The CV isn’t dead but it is changing
To understand the future of digital job-hunting, Jon Madge asked the company that lived through its past. Monster’s communications supremo, David Henry, talks about how his website is facing up to its challenges, about getting social and why you have to kiss a few frogs.
How has the internet changed job-hunting?
“Obviously the internet has changed the landscape considerably. These days, we tend to cram a lot in. We are resource rich but time poor.
“Online job-searching has enabled people to look much more effectively than they have before, simply because they have all of the resources in one space. Jobseekers can now apply from their home, and to numerous positions at the same time, rather than having to go through the physical effort of gathering together newspapers, magazines, etc.
“It’s a great resource for candidates to research companies too. There’s no excuse now for turning up to an interview and not being able to answer that dreaded question, ‘What do you know about us?’ “
Does that mean graduates can be fully informed about a company and sure they’ll like a job before they even apply to it?
“It’s so important for brands to be authentic because it’s very easy to find something out that the company isn’t telling you. What used to be a conversation between two people in the pub or the students union, talking about a company, could now be happening online, on Facebook, on Twitter or on other social channels. It has enormous reach.
“There are 800 million people using Facebook. It’s huge, bigger than any of the others by a country mile. What recruiters are doing, where possible, is pre-screening candidates by looking at their social media profiles, be it on LinkedIn, BeKnown or Facebook. So it’s as important for candidates to manage their online reputation as it is for employers to manage theirs.

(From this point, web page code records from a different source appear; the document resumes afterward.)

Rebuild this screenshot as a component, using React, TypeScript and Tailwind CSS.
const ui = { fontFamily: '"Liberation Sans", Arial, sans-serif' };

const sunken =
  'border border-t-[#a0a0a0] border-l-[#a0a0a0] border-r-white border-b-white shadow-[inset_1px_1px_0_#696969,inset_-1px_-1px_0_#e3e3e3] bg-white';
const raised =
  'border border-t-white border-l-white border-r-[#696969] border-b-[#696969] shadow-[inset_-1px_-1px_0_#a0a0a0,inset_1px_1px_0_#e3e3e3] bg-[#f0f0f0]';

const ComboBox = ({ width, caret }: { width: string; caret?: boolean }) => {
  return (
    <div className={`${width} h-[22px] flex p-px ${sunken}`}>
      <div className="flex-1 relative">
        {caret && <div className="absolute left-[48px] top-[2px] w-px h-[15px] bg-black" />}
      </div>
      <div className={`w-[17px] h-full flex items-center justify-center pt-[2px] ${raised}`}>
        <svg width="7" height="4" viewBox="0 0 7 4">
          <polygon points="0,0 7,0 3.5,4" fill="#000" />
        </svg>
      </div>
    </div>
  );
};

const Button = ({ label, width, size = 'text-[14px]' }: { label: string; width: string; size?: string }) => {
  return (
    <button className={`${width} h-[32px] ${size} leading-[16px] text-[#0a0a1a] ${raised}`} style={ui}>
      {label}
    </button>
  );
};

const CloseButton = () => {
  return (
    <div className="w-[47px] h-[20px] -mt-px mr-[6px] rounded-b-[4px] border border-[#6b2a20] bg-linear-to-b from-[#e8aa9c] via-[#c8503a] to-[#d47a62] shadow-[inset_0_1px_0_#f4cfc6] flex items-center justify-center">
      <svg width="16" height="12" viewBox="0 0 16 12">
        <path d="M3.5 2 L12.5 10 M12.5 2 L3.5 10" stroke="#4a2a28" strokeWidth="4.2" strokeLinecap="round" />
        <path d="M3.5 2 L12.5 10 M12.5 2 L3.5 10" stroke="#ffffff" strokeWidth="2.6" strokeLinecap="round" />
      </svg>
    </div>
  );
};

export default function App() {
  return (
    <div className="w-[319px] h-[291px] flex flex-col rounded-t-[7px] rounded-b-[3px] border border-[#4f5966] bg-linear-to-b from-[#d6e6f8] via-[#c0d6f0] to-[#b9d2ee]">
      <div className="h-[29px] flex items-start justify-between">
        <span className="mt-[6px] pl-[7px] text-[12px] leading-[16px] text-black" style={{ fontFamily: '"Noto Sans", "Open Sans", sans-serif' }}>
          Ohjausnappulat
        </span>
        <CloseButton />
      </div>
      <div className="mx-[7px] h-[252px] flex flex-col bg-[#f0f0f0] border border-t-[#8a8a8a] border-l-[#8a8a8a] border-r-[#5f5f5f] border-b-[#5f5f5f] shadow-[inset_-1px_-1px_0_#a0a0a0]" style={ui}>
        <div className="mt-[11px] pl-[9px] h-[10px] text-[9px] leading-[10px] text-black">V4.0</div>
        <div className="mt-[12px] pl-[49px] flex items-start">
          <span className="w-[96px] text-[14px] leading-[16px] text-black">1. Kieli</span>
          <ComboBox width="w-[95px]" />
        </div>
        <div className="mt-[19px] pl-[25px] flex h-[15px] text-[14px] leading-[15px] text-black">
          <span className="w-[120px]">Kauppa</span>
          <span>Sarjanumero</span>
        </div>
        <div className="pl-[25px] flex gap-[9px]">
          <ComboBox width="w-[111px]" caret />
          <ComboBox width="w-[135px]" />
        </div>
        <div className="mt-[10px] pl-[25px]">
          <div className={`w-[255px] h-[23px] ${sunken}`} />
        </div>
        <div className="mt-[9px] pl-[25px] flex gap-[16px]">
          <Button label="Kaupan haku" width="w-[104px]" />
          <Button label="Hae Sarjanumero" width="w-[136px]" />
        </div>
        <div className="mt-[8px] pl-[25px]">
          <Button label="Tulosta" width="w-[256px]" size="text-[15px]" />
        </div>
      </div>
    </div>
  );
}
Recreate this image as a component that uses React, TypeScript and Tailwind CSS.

“Monster’s new social media channel BeKnown is an opportunity for young people coming into the job market to start to set up their professional network and separate their personal from their professional profile. It creates a wall between your Facebook account and your professional profile. That way you can represent yourself successfully as an individual.”
Does that mean social networks are changing from genuinely social networks to business networks with a bit of socialising on the side?
“Yeah. That’s where it all starts. When you’re at university you hopefully have a group of friends who are going to go on to great success in their chosen careers. So that network of friends can soon become a very valuable professional network once you’re in the workplace. For a graduate, LinkedIn is a pretty intimidating environment. None of your friends are likely to be on LinkedIn because that’s for more seasoned professionals.”